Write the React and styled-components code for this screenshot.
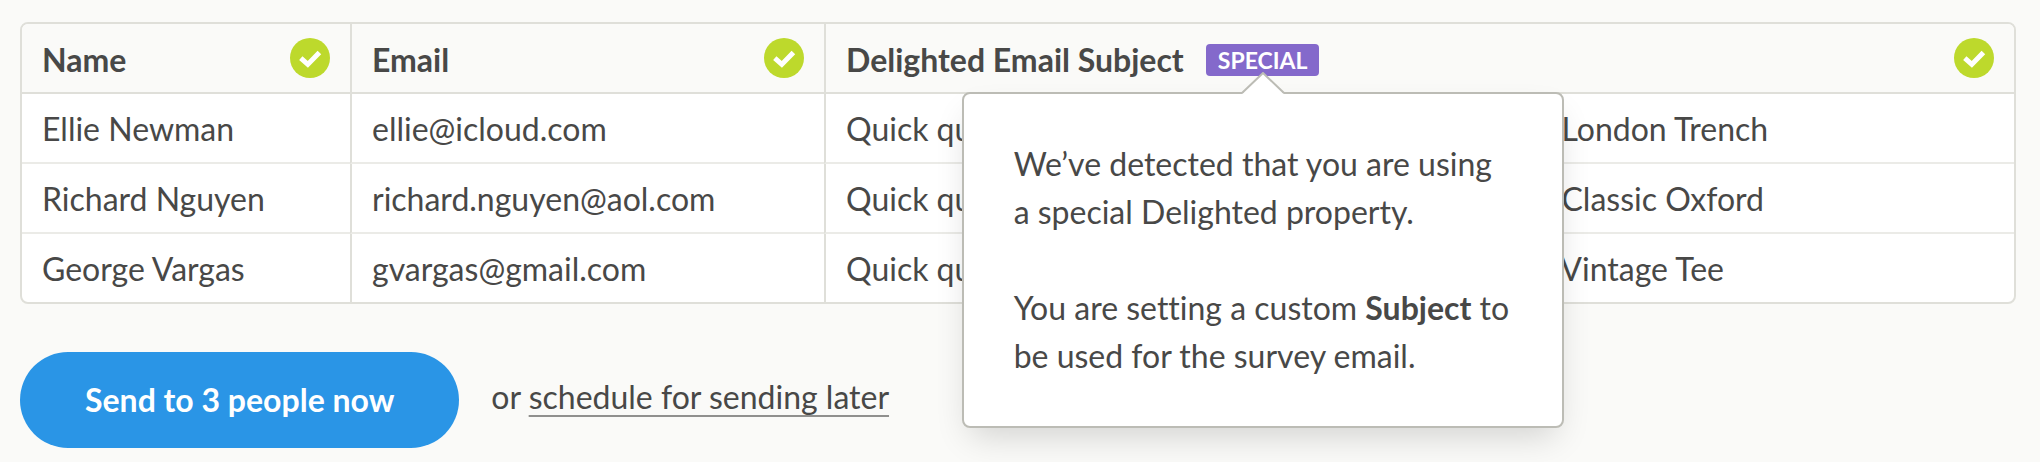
import styled, { createGlobalStyle } from 'styled-components';

const GlobalStyle = createGlobalStyle`
    * {
        box-sizing: border-box;
    }
    body {
        margin: 0;
        background: #fafaf8;
        color: #484847;
        font-family: Lato, sans-serif;
        font-size: 32px;
        font-variant-ligatures: none;
        line-height: 48px;
    }
`;

const Page = styled.main`
    padding: 22px 24px 14px 20px;
`;

const Table = styled.table`
    width: 100%;
    table-layout: fixed;
    border: 2px solid #dfdfd9;
    border-radius: 8px;
    border-spacing: 0;
    background: #ffffff;
`;

const Column = styled.col`
    width: ${ props => props.$width ? props.$width + 'px' : 'auto' };
`;

const HeadCell = styled.th`
    height: 70px;
    padding: 0 20px;
    border-bottom: 2px solid #dfdfd9;
    background: #fafaf8;
    font-weight: 700;
    text-align: left;
    &:first-child {
        border-top-left-radius: 6px;
    }
    &:last-child {
        border-top-right-radius: 6px;
    }
    & + & {
        border-left: 2px solid #dfdfd9;
    }
`;

const HeadContent = styled.div`
    display: flex;
    align-items: center;
    justify-content: space-between;
    white-space: nowrap;
`;

const HeadLabel = styled.div`
    display: flex;
    align-items: center;
    gap: 22px;
    padding-top: 4px;
`;

const Cell = styled.td`
    height: 70px;
    padding: 2px 20px 0;
    border-bottom: 2px solid #ebebe7;
    white-space: nowrap;
    & + & {
        border-left: 2px solid #dfdfd9;
    }
    tr:last-child > & {
        height: 68px;
        border-bottom: 0;
    }
`;

const CheckIcon = styled.svg`
    display: block;
    flex: none;
    width: 40px;
    height: 40px;
`;

const Check = () => (
    <CheckIcon viewBox="0 0 40 40" role="img" aria-label="Column matched">
        <circle cx="20" cy="20" r="20" fill="#bdd92c"/>
        <path d="M10.8 20.2 L17.8 26.4 L29.4 14.4" fill="none" stroke="#ffffff" strokeWidth="5"/>
    </CheckIcon>
);

const Special = styled.span`
    position: relative;
    display: inline-block;
`;

const Badge = styled.span`
    display: block;
    padding: 0 12px;
    border-radius: 4px;
    background: #8469cb;
    color: #ffffff;
    font-size: 23px;
    line-height: 32px;
`;

const PopoverStyled = styled.div`
    position: absolute;
    z-index: 10;
    top: 48px;
    left: 50%;
    width: 602px;
    padding: 46px 50px;
    border: 2px solid #bcbcb5;
    border-radius: 8px;
    background: #ffffff;
    box-shadow: 0 16px 32px -8px rgba( 0, 0, 0, 0.16 );
    font-weight: 400;
    white-space: normal;
    transform: translateX( -50% );
    p {
        margin: 0;
    }
    p + p {
        margin-top: 48px;
    }
    strong {
        font-weight: 700;
    }
`;

const Arrow = styled.svg`
    position: absolute;
    bottom: 100%;
    left: 50%;
    width: 44px;
    height: 22px;
    margin-left: -22px;
`;

const Popover = ( { children } ) => (
    <PopoverStyled role="tooltip">
        <Arrow viewBox="0 0 44 22" aria-hidden="true">
            <path d="M1 22 L22 1 L43 22 Z" fill="#ffffff"/>
            <path d="M1 21 L22 1 L43 21" fill="none" stroke="#bcbcb5" strokeWidth="2"/>
        </Arrow>
        { children }
    </PopoverStyled>
);

const Actions = styled.div`
    display: flex;
    align-items: center;
    gap: 32px;
    margin-top: 48px;
`;

const SendButton = styled.button`
    height: 96px;
    padding: 0 65px;
    border: 0;
    border-radius: 48px;
    background: #2a95e6;
    color: #ffffff;
    font: inherit;
    font-weight: 700;
    white-space: nowrap;
`;

const Later = styled.p`
    margin: 0;
    padding-bottom: 6px;
`;

const LaterLink = styled.a`
    color: inherit;
    text-decoration: underline 2px #90908e;
    text-decoration-skip-ink: none;
    text-underline-offset: 6px;
`;

const people = [
    { name: 'Ellie Newman', email: 'ellie@icloud.com', item: 'London Trench' },
    { name: 'Richard Nguyen', email: 'richard.nguyen@aol.com', item: 'Classic Oxford' },
    { name: 'George Vargas', email: 'gvargas@gmail.com', item: 'Vintage Tee' },
];

const App = () => (
    <Page>
        <GlobalStyle/>
        <Table>
            <colgroup>
                <Column $width={ 328 }/>
                <Column $width={ 474 }/>
                <Column/>
            </colgroup>
            <thead>
                <tr>
                    <HeadCell scope="col">
                        <HeadContent>
                            <HeadLabel>Name</HeadLabel>
                            <Check/>
                        </HeadContent>
                    </HeadCell>
                    <HeadCell scope="col">
                        <HeadContent>
                            <HeadLabel>Email</HeadLabel>
                            <Check/>
                        </HeadContent>
                    </HeadCell>
                    <HeadCell scope="col">
                        <HeadContent>
                            <HeadLabel>
                                Delighted Email Subject
                                <Special>
                                    <Badge>SPECIAL</Badge>
                                    <Popover>
                                        <p>We’ve detected that you are using a special Delighted property.</p>
                                        <p>You are setting a custom <strong>Subject</strong> to be used for the survey email.</p>
                                    </Popover>
                                </Special>
                            </HeadLabel>
                            <Check/>
                        </HeadContent>
                    </HeadCell>
                </tr>
            </thead>
            <tbody>
                { people.map( person => (
                    <tr key={ person.email }>
                        <Cell>{ person.name }</Cell>
                        <Cell>{ person.email }</Cell>
                        <Cell>Quick question about your experience wearing the { person.item }</Cell>
                    </tr>
                ) ) }
            </tbody>
        </Table>
        <Actions>
            <SendButton type="button">Send to { people.length } people now</SendButton>
            <Later>or <LaterLink href="#schedule">schedule for sending later</LaterLink></Later>
        </Actions>
    </Page>
);

export default App;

Requirements: Every line of the data should be copied as it stands, without the images.

Full output:
Write the React and styled-components code for this screenshot.
import styled, { createGlobalStyle } from 'styled-components';

const GlobalStyle = createGlobalStyle`
    * {
        box-sizing: border-box;
    }
    body {
        margin: 0;
        background: #fafaf8;
        color: #484847;
        font-family: Lato, sans-serif;
        font-size: 32px;
        font-variant-ligatures: none;
        line-height: 48px;
    }
`;

const Page = styled.main`
    padding: 22px 24px 14px 20px;
`;

const Table = styled.table`
    width: 100%;
    table-layout: fixed;
    border: 2px solid #dfdfd9;
    border-radius: 8px;
    border-spacing: 0;
    background: #ffffff;
`;

const Column = styled.col`
    width: ${ props => props.$width ? props.$width + 'px' : 'auto' };
`;

const HeadCell = styled.th`
    height: 70px;
    padding: 0 20px;
    border-bottom: 2px solid #dfdfd9;
    background: #fafaf8;
    font-weight: 700;
    text-align: left;
    &:first-child {
        border-top-left-radius: 6px;
    }
    &:last-child {
        border-top-right-radius: 6px;
    }
    & + & {
        border-left: 2px solid #dfdfd9;
    }
`;

const HeadContent = styled.div`
    display: flex;
    align-items: center;
    justify-content: space-between;
    white-space: nowrap;
`;

const HeadLabel = styled.div`
    display: flex;
    align-items: center;
    gap: 22px;
    padding-top: 4px;
`;

const Cell = styled.td`
    height: 70px;
    padding: 2px 20px 0;
    border-bottom: 2px solid #ebebe7;
    white-space: nowrap;
    & + & {
        border-left: 2px solid #dfdfd9;
    }
    tr:last-child > & {
        height: 68px;
        border-bottom: 0;
    }
`;

const CheckIcon = styled.svg`
    display: block;
    flex: none;
    width: 40px;
    height: 40px;
`;

const Check = () => (
    <CheckIcon viewBox="0 0 40 40" role="img" aria-label="Column matched">
        <circle cx="20" cy="20" r="20" fill="#bdd92c"/>
        <path d="M10.8 20.2 L17.8 26.4 L29.4 14.4" fill="none" stroke="#ffffff" strokeWidth="5"/>
    </CheckIcon>
);

const Special = styled.span`
    position: relative;
    display: inline-block;
`;

const Badge = styled.span`
    display: block;
    padding: 0 12px;
    border-radius: 4px;
    background: #8469cb;
    color: #ffffff;
    font-size: 23px;
    line-height: 32px;
`;

const PopoverStyled = styled.div`
    position: absolute;
    z-index: 10;
    top: 48px;
    left: 50%;
    width: 602px;
    padding: 46px 50px;
    border: 2px solid #bcbcb5;
    border-radius: 8px;
    background: #ffffff;
    box-shadow: 0 16px 32px -8px rgba( 0, 0, 0, 0.16 );
    font-weight: 400;
    white-space: normal;
    transform: translateX( -50% );
    p {
        margin: 0;
    }
    p + p {
        margin-top: 48px;
    }
    strong {
        font-weight: 700;
    }
`;

const Arrow = styled.svg`
    position: absolute;
    bottom: 100%;
    left: 50%;
    width: 44px;
    height: 22px;
    margin-left: -22px;
`;

const Popover = ( { children } ) => (
    <PopoverStyled role="tooltip">
        <Arrow viewBox="0 0 44 22" aria-hidden="true">
            <path d="M1 22 L22 1 L43 22 Z" fill="#ffffff"/>
            <path d="M1 21 L22 1 L43 21" fill="none" stroke="#bcbcb5" strokeWidth="2"/>
        </Arrow>
        { children }
    </PopoverStyled>
);

const Actions = styled.div`
    display: flex;
    align-items: center;
    gap: 32px;
    margin-top: 48px;
`;

const SendButton = styled.button`
    height: 96px;
    padding: 0 65px;
    border: 0;
    border-radius: 48px;
    background: #2a95e6;
    color: #ffffff;
    font: inherit;
    font-weight: 700;
    white-space: nowrap;
`;

const Later = styled.p`
    margin: 0;
    padding-bottom: 6px;
`;

const LaterLink = styled.a`
    color: inherit;
    text-decoration: underline 2px #90908e;
    text-decoration-skip-ink: none;
    text-underline-offset: 6px;
`;

const people = [
    { name: 'Ellie Newman', email: 'ellie@icloud.com', item: 'London Trench' },
    { name: 'Richard Nguyen', email: 'richard.nguyen@aol.com', item: 'Classic Oxford' },
    { name: 'George Vargas', email: 'gvargas@gmail.com', item: 'Vintage Tee' },
];

const App = () => (
    <Page>
        <GlobalStyle/>
        <Table>
            <colgroup>
                <Column $width={ 328 }/>
                <Column $width={ 474 }/>
                <Column/>
            </colgroup>
            <thead>
                <tr>
                    <HeadCell scope="col">
                        <HeadContent>
                            <HeadLabel>Name</HeadLabel>
                            <Check/>
                        </HeadContent>
                    </HeadCell>
                    <HeadCell scope="col">
                        <HeadContent>
                            <HeadLabel>Email</HeadLabel>
                            <Check/>
                        </HeadContent>
                    </HeadCell>
                    <HeadCell scope="col">
                        <HeadContent>
                            <HeadLabel>
                                Delighted Email Subject
                                <Special>
                                    <Badge>SPECIAL</Badge>
                                    <Popover>
                                        <p>We’ve detected that you are using a special Delighted property.</p>
                                        <p>You are setting a custom <strong>Subject</strong> to be used for the survey email.</p>
                                    </Popover>
                                </Special>
                            </HeadLabel>
                            <Check/>
                        </HeadContent>
                    </HeadCell>
                </tr>
            </thead>
            <tbody>
                { people.map( person => (
                    <tr key={ person.email }>
                        <Cell>{ person.name }</Cell>
                        <Cell>{ person.email }</Cell>
                        <Cell>Quick question about your experience wearing the { person.item }</Cell>
                    </tr>
                ) ) }
            </tbody>
        </Table>
        <Actions>
            <SendButton type="button">Send to { people.length } people now</SendButton>
            <Later>or <LaterLink href="#schedule">schedule for sending later</LaterLink></Later>
        </Actions>
    </Page>
);

export default App;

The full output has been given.